A mesh network is a network topology in which the infrastructure nodes (i.e., bridges, switches, and other infrastructure devices) connect directly, dynamically and non-hierarchically to as many other nodes as possible and cooperate with one another to efficiently route data to and from hosts.

This lack of dependency on one node allows for every node to participate in the relay of information. Mesh networks dynamically self-organize and self-configure, which can reduce installation overhead. The ability to self-configure enables dynamic distribution of workloads, particularly in the event that a few nodes should fail. This, in turn, contributes to fault-tolerance and reduced maintenance costs.

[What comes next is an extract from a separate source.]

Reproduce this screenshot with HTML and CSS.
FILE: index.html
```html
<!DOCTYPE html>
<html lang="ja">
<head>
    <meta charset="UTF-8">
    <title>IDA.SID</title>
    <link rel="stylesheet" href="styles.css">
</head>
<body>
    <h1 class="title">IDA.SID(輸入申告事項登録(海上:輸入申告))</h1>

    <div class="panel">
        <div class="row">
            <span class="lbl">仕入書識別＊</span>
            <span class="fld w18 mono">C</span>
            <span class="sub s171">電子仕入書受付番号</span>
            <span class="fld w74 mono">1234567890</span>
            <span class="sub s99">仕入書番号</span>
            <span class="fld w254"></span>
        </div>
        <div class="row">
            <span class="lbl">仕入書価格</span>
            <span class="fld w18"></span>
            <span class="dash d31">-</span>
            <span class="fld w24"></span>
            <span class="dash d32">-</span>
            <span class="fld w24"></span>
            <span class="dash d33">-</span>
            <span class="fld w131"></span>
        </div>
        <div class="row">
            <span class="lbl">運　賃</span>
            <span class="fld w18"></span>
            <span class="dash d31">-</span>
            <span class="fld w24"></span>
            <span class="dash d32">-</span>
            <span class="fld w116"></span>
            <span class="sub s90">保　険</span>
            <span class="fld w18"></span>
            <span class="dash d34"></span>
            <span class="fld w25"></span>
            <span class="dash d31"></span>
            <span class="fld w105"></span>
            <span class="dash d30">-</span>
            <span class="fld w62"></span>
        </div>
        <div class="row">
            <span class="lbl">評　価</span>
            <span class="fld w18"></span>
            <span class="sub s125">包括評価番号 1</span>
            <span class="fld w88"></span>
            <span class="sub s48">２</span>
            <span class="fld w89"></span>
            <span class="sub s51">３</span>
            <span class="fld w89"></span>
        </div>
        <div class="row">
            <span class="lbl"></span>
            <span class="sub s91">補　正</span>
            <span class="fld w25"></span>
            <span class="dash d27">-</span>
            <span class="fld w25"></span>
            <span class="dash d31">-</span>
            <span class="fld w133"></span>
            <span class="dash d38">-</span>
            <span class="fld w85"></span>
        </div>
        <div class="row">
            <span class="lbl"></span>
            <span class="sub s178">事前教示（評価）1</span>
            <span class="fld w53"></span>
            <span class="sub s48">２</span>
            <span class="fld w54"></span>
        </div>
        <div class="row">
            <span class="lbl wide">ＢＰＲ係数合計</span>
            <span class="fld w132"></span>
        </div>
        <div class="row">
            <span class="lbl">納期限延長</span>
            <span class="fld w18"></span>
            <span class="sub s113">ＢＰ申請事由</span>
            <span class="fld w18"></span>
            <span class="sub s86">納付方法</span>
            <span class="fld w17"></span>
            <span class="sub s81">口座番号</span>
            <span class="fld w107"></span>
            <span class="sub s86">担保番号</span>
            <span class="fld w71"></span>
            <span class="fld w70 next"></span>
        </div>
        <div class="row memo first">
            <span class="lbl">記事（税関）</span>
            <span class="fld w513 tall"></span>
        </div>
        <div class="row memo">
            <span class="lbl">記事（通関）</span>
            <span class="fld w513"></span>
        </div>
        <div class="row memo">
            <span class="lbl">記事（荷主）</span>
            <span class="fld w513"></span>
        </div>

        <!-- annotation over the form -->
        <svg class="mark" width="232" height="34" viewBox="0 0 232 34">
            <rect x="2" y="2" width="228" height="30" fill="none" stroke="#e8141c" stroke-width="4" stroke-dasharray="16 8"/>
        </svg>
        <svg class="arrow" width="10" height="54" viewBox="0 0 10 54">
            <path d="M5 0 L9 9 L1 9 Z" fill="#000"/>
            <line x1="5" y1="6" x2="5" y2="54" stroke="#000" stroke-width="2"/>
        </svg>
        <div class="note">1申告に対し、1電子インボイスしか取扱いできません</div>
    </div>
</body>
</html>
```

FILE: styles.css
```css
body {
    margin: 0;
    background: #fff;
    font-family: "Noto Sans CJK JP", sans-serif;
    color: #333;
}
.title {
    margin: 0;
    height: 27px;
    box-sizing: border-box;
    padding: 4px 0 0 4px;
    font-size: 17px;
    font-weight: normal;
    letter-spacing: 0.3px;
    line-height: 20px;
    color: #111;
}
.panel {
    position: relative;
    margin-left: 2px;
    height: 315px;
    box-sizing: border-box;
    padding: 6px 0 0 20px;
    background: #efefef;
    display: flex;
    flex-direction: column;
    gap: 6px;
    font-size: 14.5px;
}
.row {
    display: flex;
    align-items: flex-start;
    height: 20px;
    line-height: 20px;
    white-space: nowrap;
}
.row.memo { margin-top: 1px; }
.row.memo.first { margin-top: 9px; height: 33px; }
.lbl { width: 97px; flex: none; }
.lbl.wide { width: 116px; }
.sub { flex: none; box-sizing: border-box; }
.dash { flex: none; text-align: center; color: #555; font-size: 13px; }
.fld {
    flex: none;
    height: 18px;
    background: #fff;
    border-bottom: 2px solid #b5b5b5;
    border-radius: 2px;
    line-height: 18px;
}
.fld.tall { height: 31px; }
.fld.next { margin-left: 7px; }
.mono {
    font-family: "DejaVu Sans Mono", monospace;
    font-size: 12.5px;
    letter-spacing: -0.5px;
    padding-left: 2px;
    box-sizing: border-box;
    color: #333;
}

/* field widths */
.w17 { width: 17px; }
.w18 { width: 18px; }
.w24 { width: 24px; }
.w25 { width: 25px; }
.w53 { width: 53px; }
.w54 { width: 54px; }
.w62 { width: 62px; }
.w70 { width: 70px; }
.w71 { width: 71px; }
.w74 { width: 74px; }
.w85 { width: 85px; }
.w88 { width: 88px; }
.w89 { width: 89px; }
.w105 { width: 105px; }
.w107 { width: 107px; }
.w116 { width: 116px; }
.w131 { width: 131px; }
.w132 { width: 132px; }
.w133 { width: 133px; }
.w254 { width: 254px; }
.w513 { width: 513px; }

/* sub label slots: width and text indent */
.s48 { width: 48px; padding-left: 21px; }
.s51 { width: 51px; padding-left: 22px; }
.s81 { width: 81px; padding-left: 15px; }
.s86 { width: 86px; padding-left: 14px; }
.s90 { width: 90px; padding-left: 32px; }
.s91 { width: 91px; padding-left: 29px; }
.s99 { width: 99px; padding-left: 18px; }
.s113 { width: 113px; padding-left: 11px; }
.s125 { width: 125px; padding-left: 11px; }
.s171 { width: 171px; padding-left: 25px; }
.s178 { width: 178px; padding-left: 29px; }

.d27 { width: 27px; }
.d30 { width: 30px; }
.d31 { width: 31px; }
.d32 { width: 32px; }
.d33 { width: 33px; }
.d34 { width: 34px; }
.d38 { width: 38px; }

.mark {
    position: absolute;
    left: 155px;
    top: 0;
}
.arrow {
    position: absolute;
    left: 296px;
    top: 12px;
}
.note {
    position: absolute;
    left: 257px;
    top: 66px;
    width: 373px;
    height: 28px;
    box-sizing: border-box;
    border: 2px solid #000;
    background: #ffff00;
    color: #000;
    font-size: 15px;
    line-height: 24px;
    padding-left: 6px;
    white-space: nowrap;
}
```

Mesh topology may be contrasted with conventional star/tree network topologies in which the bridges/switches are directly linked to only a small subset of other bridges/switches, and the links between these infrastructure neighbours are hierarchical. While star-and-tree topologies are very well established, highly standardized and vendor-neutral, vendors of mesh network devices have not yet all agreed on common standards, and interoperability between devices from different vendors is not yet assured.

== Basic principles ==
Mesh networks can relay messages using either a flooding or a routing technique, which makes them different from non-mesh networks. A routed message is propagated along a path by hopping from node to node until it reaches its destination. To ensure that all its paths are available, the network must allow for continuous connections and must reconfigure itself around broken paths, using self-healing algorithms such as Shortest Path Bridging and TRILL (Transparent Interconnection of Lots of Links). Self-healing allows a routing-based network to operate when a node breaks down or when a connection becomes unreliable. The network is typically quite reliable, as there is often more than one path between a source and a destination in the network. Although mostly used in wireless situations, this concept can also apply to wired networks and to software interaction.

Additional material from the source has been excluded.